6. If we deliver late
If Delivery happens more than 30 days after the end of the manufacturing period for reasons within our control, you may claim liquidated damages of 0.1% of the equipment price per further day of delay, up to 5% of the equipment price in total. This is your exclusive remedy for late delivery, and it does not apply to delays caused by you, your contractors, or force majeure.
7. Testing and quality
We manufacture and test the Chamber under our quality system and applicable certification requirements (including CE marking). Before shipment the Chamber passes factory testing; you receive the test report with our ready-for-shipment notice. The pressure vessel is hydrostatically tested by an authorized third party (your milestone-2 certificate).
8. Warranty
8.1 We warrant the Chamber against defects in materials, workmanship, and design for 3 years from Handover. The pressure vessel's structural shell is warranted for 10 years from Handover.
8.2 Not covered (consumable and wear items): BIBS masks and straps, door and viewport seals, filters, oxygen sensor cells, batteries, compressor oil, dryer desiccant, and similar items listed in the Product Sheet.
8.3 If a defect appears within the warranty period, notify us without undue delay. We repair or replace at our cost, choosing the method. Replaced parts become ours. Repaired or replaced components are warranted for the remainder of the original period or 12 months, whichever is longer.
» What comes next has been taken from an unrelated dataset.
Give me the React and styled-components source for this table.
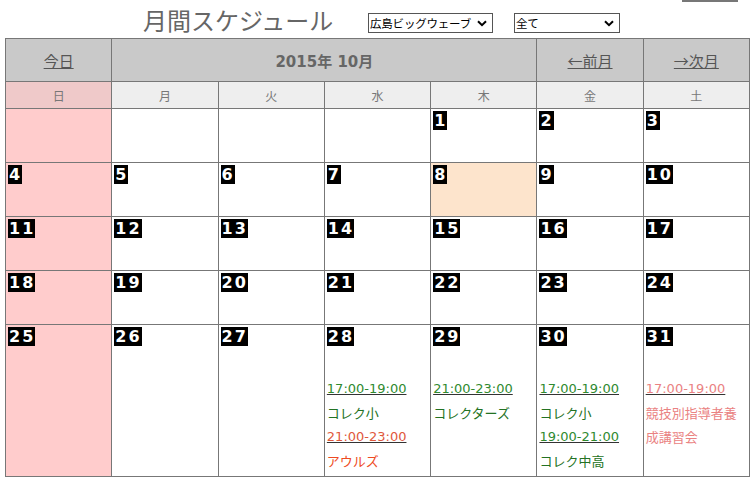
import React from "react";
import styled, { createGlobalStyle } from "styled-components";

const GlobalStyle = createGlobalStyle`
  body {
    margin: 0;
    background: #fff;
    font-family: "DejaVu Sans", "Noto Sans CJK JP", sans-serif;
  }
`;

const Page = styled.div`
  width: 755px;
  padding: 0 5px;
  box-sizing: border-box;
`;

const TopStrip = styled.div`
  display: flex;
  justify-content: flex-end;
  height: 2px;
`;

const TopTab = styled.div`
  width: 56px;
  height: 2px;
  background: #777;
  margin-right: 12px;
`;

const Header = styled.div`
  display: flex;
  align-items: flex-start;
  height: 36px;
  padding-left: 138px;
`;

const Title = styled.h1`
  margin: 3px 0 0;
  width: 192px;
  font-family: "Noto Sans CJK JP", sans-serif;
  font-weight: normal;
  font-size: 24px;
  line-height: 30px;
  color: #666;
  white-space: nowrap;
`;

const SelectBox = styled.div`
  display: flex;
  align-items: center;
  box-sizing: border-box;
  width: ${(p) => p.$width}px;
  height: 20px;
  margin: 11px 0 0 ${(p) => p.$gap}px;
  border: 1px solid #555;
  background: #fff;
  padding-right: 5px;
`;

const Select = styled.select`
  appearance: none;
  flex: 1;
  min-width: 0;
  border: none;
  background: transparent;
  padding: 0 1px;
  font-family: "Noto Sans CJK JP", sans-serif;
  font-size: 11.5px;
  letter-spacing: -0.2px;
  color: #000;
  outline: none;
`;

const Table = styled.table`
  width: 745px;
  border-collapse: collapse;
  table-layout: fixed;
`;

const NavCell = styled.th`
  height: 42px;
  padding: 0;
  border: 1px solid #777;
  background: #c9c9c9;
  font-weight: ${(p) => (p.$bold ? "bold" : "normal")};
  font-size: 15px;
  color: #666;
  text-align: center;
`;

const NavLink = styled.a`
  color: #555;
  text-decoration: underline;
  font-family: "Noto Sans CJK JP", sans-serif;
  font-size: 15px;
  cursor: pointer;
`;

const DayName = styled.th`
  height: 26px;
  padding: 0;
  border: 1px solid #777;
  background: ${(p) => (p.$sun ? "#efc9c9" : "#eeeeee")};
  font-family: "Noto Sans CJK JP", sans-serif;
  font-weight: normal;
  font-size: 12px;
  color: #777;
  text-align: center;
`;

const DayCell = styled.td`
  height: 49px;
  padding: 1px 2px 3px;
  border: 1px solid #777;
  vertical-align: top;
  background: ${(p) => p.$bg};
`;

const DateBadge = styled.span`
  display: inline-block;
  background: #000;
  color: #fff;
  font-family: "DejaVu Sans", sans-serif;
  font-weight: bold;
  font-size: 16px;
  line-height: 19px;
  letter-spacing: 2px;
  padding: 0 0 0 1px;
  margin-top: 1px;
`;

const EventList = styled.div`
  margin-top: 31px;
  font-size: 13px;
  line-height: 24px;
`;

const EventTime = styled.a`
  display: block;
  color: ${(p) => p.$color};
  text-decoration: underline;
  text-decoration-color: #333;
  cursor: pointer;
`;

const EventName = styled.div`
  color: ${(p) => p.$color};
  font-family: "Noto Sans CJK JP", sans-serif;
`;

const GREEN = "#2f8a2f";
const GREEN_DARK = "#237223";
const RED = "#e0583c";
const PINK = "#ea8282";

const events = {
  28: [
    { time: "17:00-19:00", name: "コレク小", color: GREEN, nameColor: GREEN_DARK },
    { time: "21:00-23:00", name: "アウルズ", color: RED, nameColor: "#ee4a22" },
  ],
  29: [{ time: "21:00-23:00", name: "コレクターズ", color: GREEN, nameColor: GREEN_DARK }],
  30: [
    { time: "17:00-19:00", name: "コレク小", color: GREEN, nameColor: GREEN_DARK },
    { time: "19:00-21:00", name: "コレク中高", color: GREEN, nameColor: GREEN_DARK },
  ],
  31: [{ time: "17:00-19:00", name: "競技別指導者養成講習会", color: PINK, nameColor: PINK }],
};

const dayNames = ["日", "月", "火", "水", "木", "金", "土"];
const TODAY = 8;

function buildWeeks() {
  const cells = [null, null, null, null];
  for (let d = 1; d <= 31; d++) cells.push(d);
  const weeks = [];
  for (let i = 0; i < cells.length; i += 7) weeks.push(cells.slice(i, i + 7));
  return weeks;
}

function App() {
  const weeks = buildWeeks();
  return (
    <Page>
      <GlobalStyle />
      <TopStrip>
        <TopTab />
      </TopStrip>
      <Header>
        <Title>月間スケジュール</Title>
        <SelectBox $width={125} $gap={33}>
          <Select defaultValue="hbw">
            <option value="hbw">広島ビッグウェーブ</option>
          </Select>
          <svg width="10" height="7" viewBox="0 0 10 7">
            <path d="M1 1.2 L5 5.2 L9 1.2" fill="none" stroke="#000" strokeWidth="2" />
          </svg>
        </SelectBox>
        <SelectBox $width={106} $gap={21}>
          <Select defaultValue="all">
            <option value="all">全て</option>
          </Select>
          <svg width="10" height="7" viewBox="0 0 10 7">
            <path d="M1 1.2 L5 5.2 L9 1.2" fill="none" stroke="#000" strokeWidth="2" />
          </svg>
        </SelectBox>
      </Header>
      <Table>
        <thead>
          <tr>
            <NavCell>
              <NavLink>今日</NavLink>
            </NavCell>
            <NavCell colSpan={4} $bold>
              2015年 10月
            </NavCell>
            <NavCell>
              <NavLink>←前月</NavLink>
            </NavCell>
            <NavCell>
              <NavLink>→次月</NavLink>
            </NavCell>
          </tr>
          <tr>
            {dayNames.map((n, i) => (
              <DayName key={n} $sun={i === 0}>
                {n}
              </DayName>
            ))}
          </tr>
        </thead>
        <tbody>
          {weeks.map((week, wi) => (
            <tr key={wi}>
              {week.map((d, i) => {
                const bg = d === TODAY ? "#fde4cc" : i === 0 ? "#ffcccc" : "#fff";
                return (
                  <DayCell key={i} $bg={bg}>
                    {d && <DateBadge>{d}</DateBadge>}
                    {d && events[d] && (
                      <EventList>
                        {events[d].map((ev) => (
                          <React.Fragment key={ev.time}>
                            <EventTime $color={ev.color}>{ev.time}</EventTime>
                            <EventName $color={ev.nameColor}>{ev.name}</EventName>
                          </React.Fragment>
                        ))}
                      </EventList>
                    )}
                  </DayCell>
                );
              })}
            </tr>
          ))}
        </tbody>
      </Table>
    </Page>
  );
}

export default App;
8.4 The warranty does not cover damage or defects caused by: use contrary to the operations manual or outside specified parameters; operation by personnel without a valid Iron Bloom operator certificate; missed or insufficient maintenance; service, repair, or modification of any kind not performed or approved by us; non-approved parts or consumables; your utilities or site environment being outside specification; third parties; normal wear; or force majeure.
8.5 An extended warranty (5, 10, or 20 years) can be purchased; scope and price are quoted per deal and recorded in your signed agreement.
9. Liability
9.1 Our total liability under the Agreement is capped at the price you have actually paid under it.
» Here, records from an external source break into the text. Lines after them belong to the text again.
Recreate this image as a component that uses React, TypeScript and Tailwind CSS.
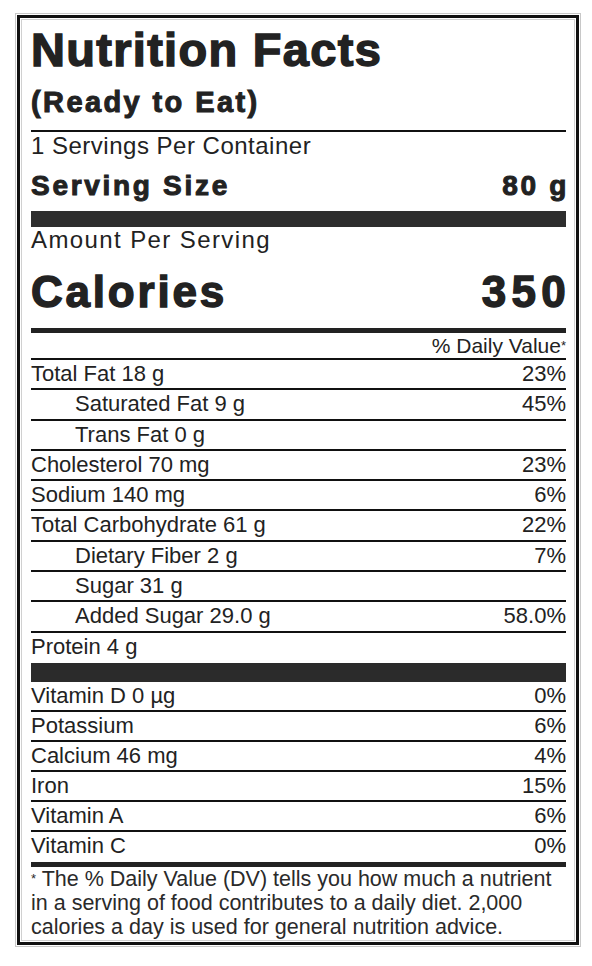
const topRows = [
  { label: "Total Fat 18 g", dv: "23%" },
  { label: "Saturated Fat 9 g", dv: "45%", indent: true },
  { label: "Trans Fat 0 g", dv: "", indent: true },
  { label: "Cholesterol 70 mg", dv: "23%" },
  { label: "Sodium 140 mg", dv: "6%" },
  { label: "Total Carbohydrate 61 g", dv: "22%" },
  { label: "Dietary Fiber 2 g", dv: "7%", indent: true },
  { label: "Sugar 31 g", dv: "", indent: true },
  { label: "Added Sugar 29.0 g", dv: "58.0%", indent: true },
];

const vitaminRows = [
  { label: "Vitamin D 0 µg", dv: "0%" },
  { label: "Potassium", dv: "6%" },
  { label: "Calcium 46 mg", dv: "4%" },
  { label: "Iron", dv: "15%" },
  { label: "Vitamin A", dv: "6%" },
  { label: "Vitamin C", dv: "0%" },
];

function Row({
  label,
  dv,
  indent,
  last,
  height,
}: {
  label: string;
  dv: string;
  indent?: boolean;
  last?: boolean;
  height: string;
}) {
  return (
    <div
      className={`flex justify-between pt-px text-[22px] leading-[25px] ${height} ${
        last ? "" : "border-b-2 border-[#111]"
      }`}
    >
      <span className={indent ? "pl-[44px]" : ""}>{label}</span>
      <span>{dv}</span>
    </div>
  );
}

export default function App() {
  return (
    <div className="min-h-screen bg-white pl-[15px] pt-[13px] font-['Liberation_Sans',Arial,sans-serif] text-[#222]">
      <div className="w-[566px] border border-[#c8c8c8] p-px">
        <div className="border-[3px] border-[#111] p-px">
          <div className="border border-[#d0d0d0] pb-px pl-[9px] pr-[8px]">
            {/* header */}
            <div className="pt-[7px] text-[47px] font-bold leading-[46px] tracking-[1.3px] [-webkit-text-stroke:1.4px_#222]">
              Nutrition Facts
            </div>
            <div className="mt-[13px] border-b-2 border-[#111] pb-[12px] text-[29px] font-bold leading-[32px] tracking-[2.4px] [-webkit-text-stroke:1px_#222]">
              (Ready to Eat)
            </div>
            <div className="mt-px text-[24px] leading-[26px] tracking-[0.5px]">
              1 Servings Per Container
            </div>
            <div className="mt-[12px] flex justify-between text-[28px] font-bold leading-[30px] tracking-[2.7px] [-webkit-text-stroke:1px_#222]">
              <span>Serving Size</span>
              <span className="mr-[-3px]">80 g</span>
            </div>
            <div className="mt-[10px] h-[16px] bg-[#2e2e2e]" />

            <div className="text-[24px] leading-[26px] tracking-[1.4px]">
              Amount Per Serving
            </div>
            <div className="mt-[16px] flex justify-between text-[44px] font-bold leading-[46px] [-webkit-text-stroke:1.4px_#222]">
              <span className="tracking-[2.8px]">Calories</span>
              <span className="mr-[-5px] tracking-[5.3px]">350</span>
            </div>
            <div className="mt-[13px] h-[5px] bg-[#222]" />

            <div className="border-b-2 border-[#111] text-right text-[21px] leading-[25px]">
              % Daily Value<span className="align-top text-[13px]">*</span>
            </div>

            {topRows.map((r) => (
              <Row key={r.label} {...r} height="h-[30.3px]" />
            ))}
            <Row label="Protein 4 g" dv="" last height="h-[30.3px]" />
            <div className="h-[19px] bg-[#2b2b2b]" />

            {vitaminRows.map((r, i) => (
              <Row
                key={r.label}
                {...r}
                last={i === vitaminRows.length - 1}
                height="h-[30px]"
              />
            ))}
            <div className="h-[5px] bg-[#222]" />

            <p className="text-[21.5px] leading-[24px] text-[#2a2a2a]">
              <span className="align-top text-[13px]">*</span> The % Daily Value
              (DV) tells you how much a nutrient
              <br />
              in a serving of food contributes to a daily diet. 2,000
              <br />
              calories a day is used for general nutrition advice.
            </p>
          </div>
        </div>
      </div>
    </div>
  );
}
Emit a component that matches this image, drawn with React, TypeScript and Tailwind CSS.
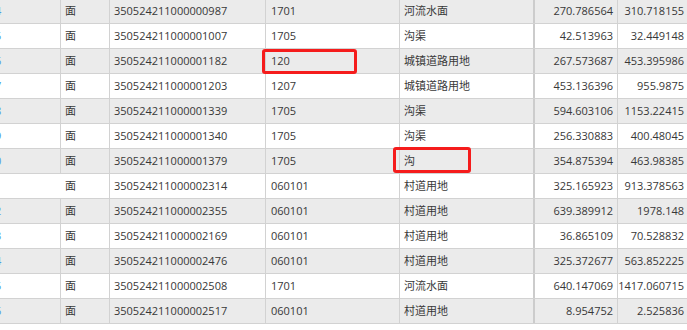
import React from "react";

type Row = { tail: string; code: string; dl: string; name: string; a: string; b: string };

const rows: Row[] = [
  { tail: "4", code: "350524211000000987", dl: "1701", name: "河流水面", a: "270.786564", b: "310.718155" },
  { tail: "5", code: "350524211000001007", dl: "1705", name: "沟渠", a: "42.513963", b: "32.449148" },
  { tail: "6", code: "350524211000001182", dl: "120", name: "城镇道路用地", a: "267.573687", b: "453.395986" },
  { tail: "7", code: "350524211000001203", dl: "1207", name: "城镇道路用地", a: "453.136396", b: "955.9875" },
  { tail: "8", code: "350524211000001339", dl: "1705", name: "沟渠", a: "594.603106", b: "1153.22415" },
  { tail: "9", code: "350524211000001340", dl: "1705", name: "沟渠", a: "256.330883", b: "400.48045" },
  { tail: "0", code: "350524211000001379", dl: "1705", name: "沟", a: "354.875394", b: "463.98385" },
  { tail: "", code: "350524211000002314", dl: "060101", name: "村道用地", a: "325.165923", b: "913.378563" },
  { tail: "2", code: "350524211000002355", dl: "060101", name: "村道用地", a: "639.389912", b: "1978.148" },
  { tail: "3", code: "350524211000002169", dl: "060101", name: "村道用地", a: "36.865109", b: "70.528832" },
  { tail: "4", code: "350524211000002476", dl: "060101", name: "村道用地", a: "325.372677", b: "563.852225" },
  { tail: "5", code: "350524211000002508", dl: "1701", name: "河流水面", a: "640.147069", b: "1417.060715" },
  { tail: "6", code: "350524211000002517", dl: "060101", name: "村道用地", a: "8.954752", b: "2.525836" },
];

function Cells({ r }: { r?: Row }) {
  return (
    <>
      {/* row number column is scrolled out of view, only the last pixels show */}
      <div className="w-[61px] shrink-0 overflow-hidden border-r border-[#d2d2d2]">
        <span className="block -ml-[5px] w-[7px] overflow-hidden text-[#4b9be6]">{r?.tail}</span>
      </div>
      <div className="w-[49px] shrink-0 border-r border-[#d2d2d2] pl-[4px]">{r ? "面" : ""}</div>
      <div className="w-[156px] shrink-0 border-r border-[#d2d2d2] pl-[4px]">{r?.code}</div>
      <div className="w-[134px] shrink-0 border-r border-[#d2d2d2] pl-[5px]">{r?.dl}</div>
      <div className="w-[135px] shrink-0 border-r-2 border-[#cccccc] pl-[4px]">{r?.name}</div>
      <div className="w-[83px] shrink-0 border-r border-[#d2d2d2] pr-[4px] text-right">{r?.a}</div>
      <div className="flex-1 pr-[3px] text-right">{r?.b}</div>
    </>
  );
}

export default function App() {
  return (
    <div
      className="relative h-[330px] w-[687px] overflow-hidden bg-white text-[11px] text-[#383838]"
      style={{ fontFamily: '"Open Sans", "Noto Sans CJK SC", sans-serif' }}
    >
      <div className="-mt-[1px] flex flex-col">
        {rows.map((r, i) => (
          <div
            key={r.code}
            className={`flex h-[25px] items-center border-b border-[#d2d2d2] leading-[24px] ${i % 2 === 0 ? "bg-[#ebebeb]" : "bg-white"}`}
          >
            <Cells r={r} />
          </div>
        ))}
        <div className="flex h-[25px] items-center bg-white leading-[24px]">
          <Cells />
        </div>
      </div>

      <div className="absolute left-[262px] top-[49px] h-[25px] w-[95px] rounded-[3px] border-[3px] border-[#f51c1c]" />
      <div className="absolute left-[393px] top-[147px] h-[26px] w-[78px] rounded-[3px] border-[3px] border-[#f51c1c]" />
    </div>
  );
}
9.2 Neither party is liable for indirect or consequential loss, including lost profits, lost revenue, or business interruption — for you, that includes lost treatment revenue while the Chamber is out of service.
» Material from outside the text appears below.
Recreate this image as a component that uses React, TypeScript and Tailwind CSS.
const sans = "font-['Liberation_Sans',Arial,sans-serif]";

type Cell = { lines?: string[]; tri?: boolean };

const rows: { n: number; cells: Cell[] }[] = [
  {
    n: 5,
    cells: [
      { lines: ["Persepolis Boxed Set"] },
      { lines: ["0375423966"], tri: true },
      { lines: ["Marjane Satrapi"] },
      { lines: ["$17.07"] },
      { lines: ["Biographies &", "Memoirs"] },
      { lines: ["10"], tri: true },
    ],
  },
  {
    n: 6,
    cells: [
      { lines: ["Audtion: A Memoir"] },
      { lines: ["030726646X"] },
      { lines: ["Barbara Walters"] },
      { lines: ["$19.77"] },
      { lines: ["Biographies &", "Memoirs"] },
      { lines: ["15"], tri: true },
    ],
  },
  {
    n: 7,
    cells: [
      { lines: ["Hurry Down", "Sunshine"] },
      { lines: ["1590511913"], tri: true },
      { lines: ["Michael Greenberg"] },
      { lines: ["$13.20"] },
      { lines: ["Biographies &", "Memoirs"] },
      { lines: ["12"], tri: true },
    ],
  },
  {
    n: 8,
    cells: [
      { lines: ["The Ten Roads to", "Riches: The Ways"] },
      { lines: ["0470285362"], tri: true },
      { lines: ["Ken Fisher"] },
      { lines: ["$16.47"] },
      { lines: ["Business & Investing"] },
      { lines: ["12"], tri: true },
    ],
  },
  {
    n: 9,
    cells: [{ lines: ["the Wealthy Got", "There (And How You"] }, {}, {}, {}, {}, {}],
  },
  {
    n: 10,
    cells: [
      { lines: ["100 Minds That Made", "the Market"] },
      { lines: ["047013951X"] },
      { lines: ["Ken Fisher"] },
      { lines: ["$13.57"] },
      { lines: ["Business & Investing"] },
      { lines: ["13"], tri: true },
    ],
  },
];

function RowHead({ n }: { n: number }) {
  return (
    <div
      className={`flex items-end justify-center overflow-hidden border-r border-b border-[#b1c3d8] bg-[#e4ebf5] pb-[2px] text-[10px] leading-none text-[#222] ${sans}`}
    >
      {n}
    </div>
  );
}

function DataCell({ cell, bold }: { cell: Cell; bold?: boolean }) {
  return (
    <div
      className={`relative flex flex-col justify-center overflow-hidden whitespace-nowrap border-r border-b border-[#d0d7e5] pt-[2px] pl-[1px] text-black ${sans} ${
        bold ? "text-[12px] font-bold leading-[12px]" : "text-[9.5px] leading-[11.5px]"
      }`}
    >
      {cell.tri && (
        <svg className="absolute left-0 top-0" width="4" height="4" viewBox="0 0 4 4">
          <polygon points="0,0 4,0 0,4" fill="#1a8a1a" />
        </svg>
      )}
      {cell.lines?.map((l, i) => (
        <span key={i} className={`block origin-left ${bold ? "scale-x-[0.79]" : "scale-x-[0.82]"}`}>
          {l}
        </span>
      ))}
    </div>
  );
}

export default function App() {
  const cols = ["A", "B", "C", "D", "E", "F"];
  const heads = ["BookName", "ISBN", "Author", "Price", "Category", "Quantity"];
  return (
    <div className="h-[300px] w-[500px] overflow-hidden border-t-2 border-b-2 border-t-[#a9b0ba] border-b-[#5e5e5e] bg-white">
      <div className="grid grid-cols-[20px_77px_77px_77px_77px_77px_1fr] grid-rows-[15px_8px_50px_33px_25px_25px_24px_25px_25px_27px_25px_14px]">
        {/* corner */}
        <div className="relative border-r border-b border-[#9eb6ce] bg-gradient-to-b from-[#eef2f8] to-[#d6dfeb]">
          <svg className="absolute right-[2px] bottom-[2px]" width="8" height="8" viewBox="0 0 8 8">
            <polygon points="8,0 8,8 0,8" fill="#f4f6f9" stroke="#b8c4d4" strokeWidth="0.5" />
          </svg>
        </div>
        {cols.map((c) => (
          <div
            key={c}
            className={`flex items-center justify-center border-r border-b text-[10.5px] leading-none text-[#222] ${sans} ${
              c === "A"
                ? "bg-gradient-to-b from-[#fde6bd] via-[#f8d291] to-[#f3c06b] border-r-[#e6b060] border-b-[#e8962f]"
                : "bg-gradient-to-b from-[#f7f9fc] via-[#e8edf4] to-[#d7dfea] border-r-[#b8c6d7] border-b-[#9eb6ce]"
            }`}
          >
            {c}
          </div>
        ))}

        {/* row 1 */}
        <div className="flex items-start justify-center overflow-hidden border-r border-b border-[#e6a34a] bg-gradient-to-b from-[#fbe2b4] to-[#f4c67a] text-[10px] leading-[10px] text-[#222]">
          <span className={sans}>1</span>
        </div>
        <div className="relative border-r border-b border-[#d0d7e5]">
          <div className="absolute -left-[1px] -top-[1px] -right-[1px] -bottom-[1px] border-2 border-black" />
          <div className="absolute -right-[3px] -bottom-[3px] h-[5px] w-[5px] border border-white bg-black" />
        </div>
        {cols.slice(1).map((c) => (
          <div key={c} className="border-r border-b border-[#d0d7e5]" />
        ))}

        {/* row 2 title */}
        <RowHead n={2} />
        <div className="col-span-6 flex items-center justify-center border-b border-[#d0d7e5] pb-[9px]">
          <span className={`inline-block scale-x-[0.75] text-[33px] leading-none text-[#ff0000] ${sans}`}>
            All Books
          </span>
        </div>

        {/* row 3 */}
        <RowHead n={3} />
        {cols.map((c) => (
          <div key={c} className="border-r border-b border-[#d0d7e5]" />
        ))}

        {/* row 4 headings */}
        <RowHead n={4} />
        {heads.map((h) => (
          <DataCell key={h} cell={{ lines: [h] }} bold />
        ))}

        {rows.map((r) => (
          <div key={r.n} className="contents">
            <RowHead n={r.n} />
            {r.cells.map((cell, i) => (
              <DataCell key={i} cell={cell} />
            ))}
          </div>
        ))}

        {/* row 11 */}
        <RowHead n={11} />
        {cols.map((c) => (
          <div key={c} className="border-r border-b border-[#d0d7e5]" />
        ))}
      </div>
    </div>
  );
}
9.3 We are not the operator of the Chamber and are not liable for damage arising from causes on the operator's side, including those listed in clause 8.4.
9.4 Nothing in the Agreement limits liability that cannot legally be limited — including for death or personal injury caused by negligence, or for fraud.
10. Software and data
10.1 The Chamber's software is licensed, not sold: a non-exclusive, non-transferable licence to use it solely to operate this Chamber. You may not copy, modify, distribute, or reverse-engineer it. Updates remain ours and may be installed remotely or on-site.
10.2 You consent to the Chamber transmitting technical machine data to us (system status, pressures, temperatures, error codes, usage counters) for diagnostics, safety, and service. Telemetry does not include patient or treatment data, which remain solely yours and your responsibility.
11. Intellectual property
All IP in the Chamber, its design, software, documentation, and the Iron Bloom brand stays ours. You must not remove or alter branding, labels, or safety notices.
12. Changes to your order
Configuration or scope changes after signing happen only by written quotation from us and your written acceptance. Agreed changes may adjust price and timeline.
13. Cancellation and termination
13.1 If you cancel: before manufacturing starts, we keep the first milestone payment; after manufacturing starts, all milestone payments reached remain due; after our ready-for-shipment notice, the full price is due.
13.2 Either party may terminate for cause: unremedied material breach (30 days' written notice to cure), insolvency, or payment more than 60 days late (we may terminate). Rights accrued before termination survive.
13.3 We have no right to cancel for convenience.